- **Your task**
Copy each line that contains the word "size".

--- begin Data excerpt ---

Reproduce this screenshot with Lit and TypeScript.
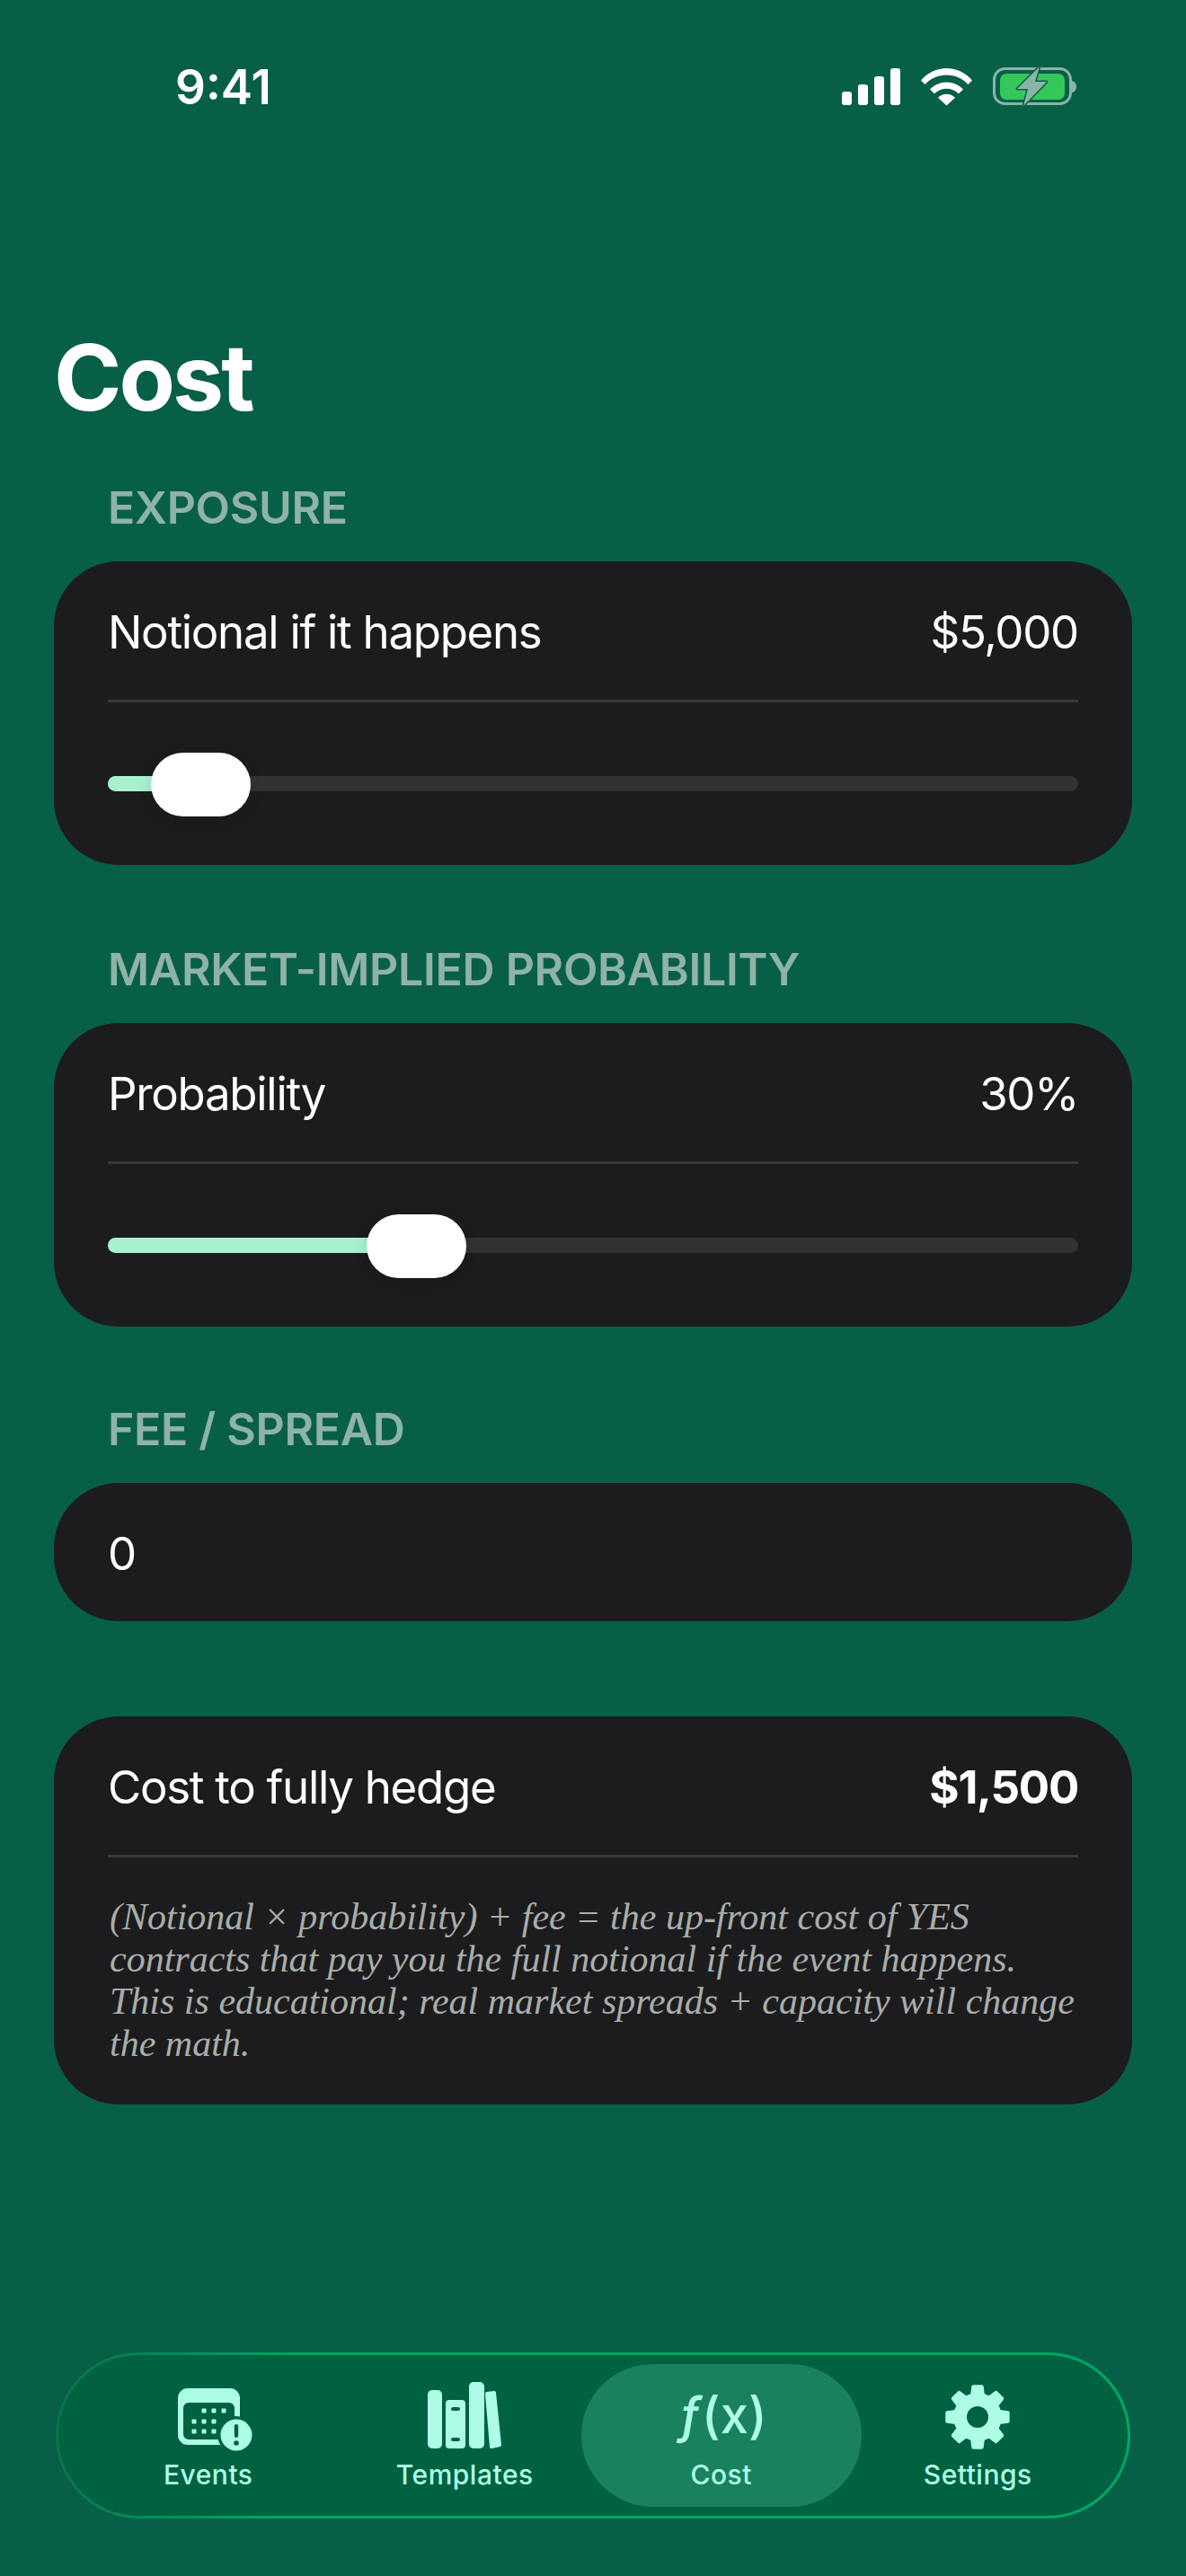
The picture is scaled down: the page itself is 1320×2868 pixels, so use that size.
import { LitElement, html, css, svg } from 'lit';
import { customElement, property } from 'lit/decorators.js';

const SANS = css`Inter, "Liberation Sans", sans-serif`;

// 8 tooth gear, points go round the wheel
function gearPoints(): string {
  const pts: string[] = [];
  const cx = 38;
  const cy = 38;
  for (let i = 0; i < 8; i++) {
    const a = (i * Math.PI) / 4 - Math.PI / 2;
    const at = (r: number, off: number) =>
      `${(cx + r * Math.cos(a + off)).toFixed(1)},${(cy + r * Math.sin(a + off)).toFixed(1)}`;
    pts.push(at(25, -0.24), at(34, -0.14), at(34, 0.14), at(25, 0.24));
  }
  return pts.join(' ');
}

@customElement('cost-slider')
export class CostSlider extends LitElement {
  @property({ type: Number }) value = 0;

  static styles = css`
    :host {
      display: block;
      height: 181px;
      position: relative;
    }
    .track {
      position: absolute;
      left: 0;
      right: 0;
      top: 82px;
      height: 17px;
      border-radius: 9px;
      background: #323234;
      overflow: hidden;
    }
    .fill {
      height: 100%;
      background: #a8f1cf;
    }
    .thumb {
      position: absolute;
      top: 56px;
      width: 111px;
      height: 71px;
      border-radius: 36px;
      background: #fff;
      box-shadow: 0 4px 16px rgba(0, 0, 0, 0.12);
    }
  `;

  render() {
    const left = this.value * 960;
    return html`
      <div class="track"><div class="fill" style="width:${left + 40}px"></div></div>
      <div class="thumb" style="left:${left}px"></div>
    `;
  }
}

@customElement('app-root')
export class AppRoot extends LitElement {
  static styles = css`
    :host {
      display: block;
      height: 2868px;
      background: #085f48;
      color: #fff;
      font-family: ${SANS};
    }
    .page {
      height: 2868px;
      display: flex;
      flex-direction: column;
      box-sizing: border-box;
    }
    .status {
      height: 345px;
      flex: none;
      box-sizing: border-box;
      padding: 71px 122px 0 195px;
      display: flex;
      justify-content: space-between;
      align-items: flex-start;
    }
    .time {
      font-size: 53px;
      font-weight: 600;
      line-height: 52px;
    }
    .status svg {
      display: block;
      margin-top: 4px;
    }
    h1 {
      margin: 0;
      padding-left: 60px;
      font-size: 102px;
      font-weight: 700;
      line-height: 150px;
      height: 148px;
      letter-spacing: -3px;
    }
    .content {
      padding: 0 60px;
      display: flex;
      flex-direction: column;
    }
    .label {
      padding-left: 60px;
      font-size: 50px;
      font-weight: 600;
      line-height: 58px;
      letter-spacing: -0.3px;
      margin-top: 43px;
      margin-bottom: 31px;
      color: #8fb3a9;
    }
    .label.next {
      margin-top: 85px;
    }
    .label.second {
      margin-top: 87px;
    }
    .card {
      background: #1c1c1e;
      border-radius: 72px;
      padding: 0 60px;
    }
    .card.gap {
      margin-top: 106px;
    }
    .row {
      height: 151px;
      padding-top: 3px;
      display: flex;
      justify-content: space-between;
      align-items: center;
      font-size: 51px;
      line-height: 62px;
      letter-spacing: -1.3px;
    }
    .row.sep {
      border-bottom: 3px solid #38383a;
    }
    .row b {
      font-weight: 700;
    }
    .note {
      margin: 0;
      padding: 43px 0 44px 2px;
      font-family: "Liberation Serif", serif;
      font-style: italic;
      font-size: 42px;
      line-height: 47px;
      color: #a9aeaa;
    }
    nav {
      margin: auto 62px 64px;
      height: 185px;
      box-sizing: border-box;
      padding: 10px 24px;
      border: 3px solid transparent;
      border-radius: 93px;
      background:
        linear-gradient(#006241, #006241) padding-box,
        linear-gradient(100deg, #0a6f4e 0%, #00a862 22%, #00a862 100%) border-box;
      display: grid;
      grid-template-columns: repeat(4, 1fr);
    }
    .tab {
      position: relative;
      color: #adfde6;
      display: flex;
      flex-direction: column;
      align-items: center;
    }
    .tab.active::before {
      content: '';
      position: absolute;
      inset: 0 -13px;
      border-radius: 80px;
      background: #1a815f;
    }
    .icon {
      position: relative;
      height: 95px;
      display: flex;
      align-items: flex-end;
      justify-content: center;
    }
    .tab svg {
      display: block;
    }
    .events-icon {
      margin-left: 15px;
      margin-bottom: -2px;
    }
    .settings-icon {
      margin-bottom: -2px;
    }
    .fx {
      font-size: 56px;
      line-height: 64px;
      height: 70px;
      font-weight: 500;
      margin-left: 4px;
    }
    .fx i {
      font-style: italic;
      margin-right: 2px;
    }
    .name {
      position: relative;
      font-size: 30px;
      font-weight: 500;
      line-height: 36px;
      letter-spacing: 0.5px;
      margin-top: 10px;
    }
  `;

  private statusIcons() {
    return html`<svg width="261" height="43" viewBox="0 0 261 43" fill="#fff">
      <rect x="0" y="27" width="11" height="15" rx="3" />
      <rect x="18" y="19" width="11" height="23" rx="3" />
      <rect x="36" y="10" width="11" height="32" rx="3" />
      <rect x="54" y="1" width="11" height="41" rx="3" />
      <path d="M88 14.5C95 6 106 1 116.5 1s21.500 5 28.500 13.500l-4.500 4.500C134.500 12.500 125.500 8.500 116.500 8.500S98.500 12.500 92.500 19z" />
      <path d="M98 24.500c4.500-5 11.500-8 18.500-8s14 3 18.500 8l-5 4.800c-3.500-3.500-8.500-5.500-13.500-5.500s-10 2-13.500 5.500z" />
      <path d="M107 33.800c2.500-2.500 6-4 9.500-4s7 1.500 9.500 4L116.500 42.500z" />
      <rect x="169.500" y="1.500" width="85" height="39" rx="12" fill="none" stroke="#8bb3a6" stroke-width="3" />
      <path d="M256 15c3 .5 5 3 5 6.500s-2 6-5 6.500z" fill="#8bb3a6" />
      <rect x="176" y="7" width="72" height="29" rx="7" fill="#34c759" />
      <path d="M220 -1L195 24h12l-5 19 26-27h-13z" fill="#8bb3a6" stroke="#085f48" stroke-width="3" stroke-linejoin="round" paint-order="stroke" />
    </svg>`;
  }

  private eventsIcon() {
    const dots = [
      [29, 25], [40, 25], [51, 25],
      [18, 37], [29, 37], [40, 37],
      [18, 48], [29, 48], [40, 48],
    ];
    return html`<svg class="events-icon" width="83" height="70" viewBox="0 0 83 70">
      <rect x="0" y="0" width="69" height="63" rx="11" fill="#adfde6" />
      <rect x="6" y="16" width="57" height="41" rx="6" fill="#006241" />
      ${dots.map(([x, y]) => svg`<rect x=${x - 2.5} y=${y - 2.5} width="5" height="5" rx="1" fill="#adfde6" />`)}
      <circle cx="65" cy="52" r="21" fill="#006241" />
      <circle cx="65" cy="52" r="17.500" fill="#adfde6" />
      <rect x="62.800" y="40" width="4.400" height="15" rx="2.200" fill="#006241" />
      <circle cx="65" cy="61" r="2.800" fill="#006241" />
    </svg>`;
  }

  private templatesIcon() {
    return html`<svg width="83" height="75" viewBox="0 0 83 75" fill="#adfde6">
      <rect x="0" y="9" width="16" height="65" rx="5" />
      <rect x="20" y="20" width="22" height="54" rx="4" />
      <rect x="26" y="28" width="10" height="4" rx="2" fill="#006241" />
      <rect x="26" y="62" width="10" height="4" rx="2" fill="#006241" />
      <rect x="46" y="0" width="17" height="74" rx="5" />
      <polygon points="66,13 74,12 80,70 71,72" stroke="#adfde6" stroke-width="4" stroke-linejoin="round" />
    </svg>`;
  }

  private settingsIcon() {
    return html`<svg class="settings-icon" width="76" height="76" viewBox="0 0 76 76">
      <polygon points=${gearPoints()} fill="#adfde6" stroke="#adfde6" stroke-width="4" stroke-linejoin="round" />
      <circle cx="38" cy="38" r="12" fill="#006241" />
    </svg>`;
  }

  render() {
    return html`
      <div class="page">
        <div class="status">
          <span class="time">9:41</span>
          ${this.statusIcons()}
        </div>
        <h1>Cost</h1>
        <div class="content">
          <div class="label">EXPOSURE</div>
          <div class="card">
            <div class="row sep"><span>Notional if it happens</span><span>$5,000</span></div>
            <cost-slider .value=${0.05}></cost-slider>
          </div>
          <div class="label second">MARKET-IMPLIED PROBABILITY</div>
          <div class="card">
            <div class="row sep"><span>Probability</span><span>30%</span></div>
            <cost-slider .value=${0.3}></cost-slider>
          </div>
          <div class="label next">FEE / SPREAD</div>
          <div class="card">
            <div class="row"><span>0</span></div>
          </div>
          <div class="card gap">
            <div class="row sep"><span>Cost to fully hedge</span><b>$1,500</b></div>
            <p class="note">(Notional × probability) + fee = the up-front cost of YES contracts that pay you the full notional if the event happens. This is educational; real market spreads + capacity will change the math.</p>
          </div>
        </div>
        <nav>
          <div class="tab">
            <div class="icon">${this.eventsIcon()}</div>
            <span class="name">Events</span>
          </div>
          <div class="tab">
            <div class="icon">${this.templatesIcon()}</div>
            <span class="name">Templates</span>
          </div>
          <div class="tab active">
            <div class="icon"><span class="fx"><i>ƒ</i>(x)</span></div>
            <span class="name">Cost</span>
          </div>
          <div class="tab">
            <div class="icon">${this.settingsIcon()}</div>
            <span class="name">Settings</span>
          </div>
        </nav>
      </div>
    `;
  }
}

--- end Data excerpt ---

- **Solution to this task**
The picture is scaled down: the page itself is 1320×2868 pixels, so use that size.
      font-size: 53px;
      font-size: 102px;
      font-size: 50px;
      font-size: 51px;
      font-size: 42px;
      font-size: 56px;
      font-size: 30px;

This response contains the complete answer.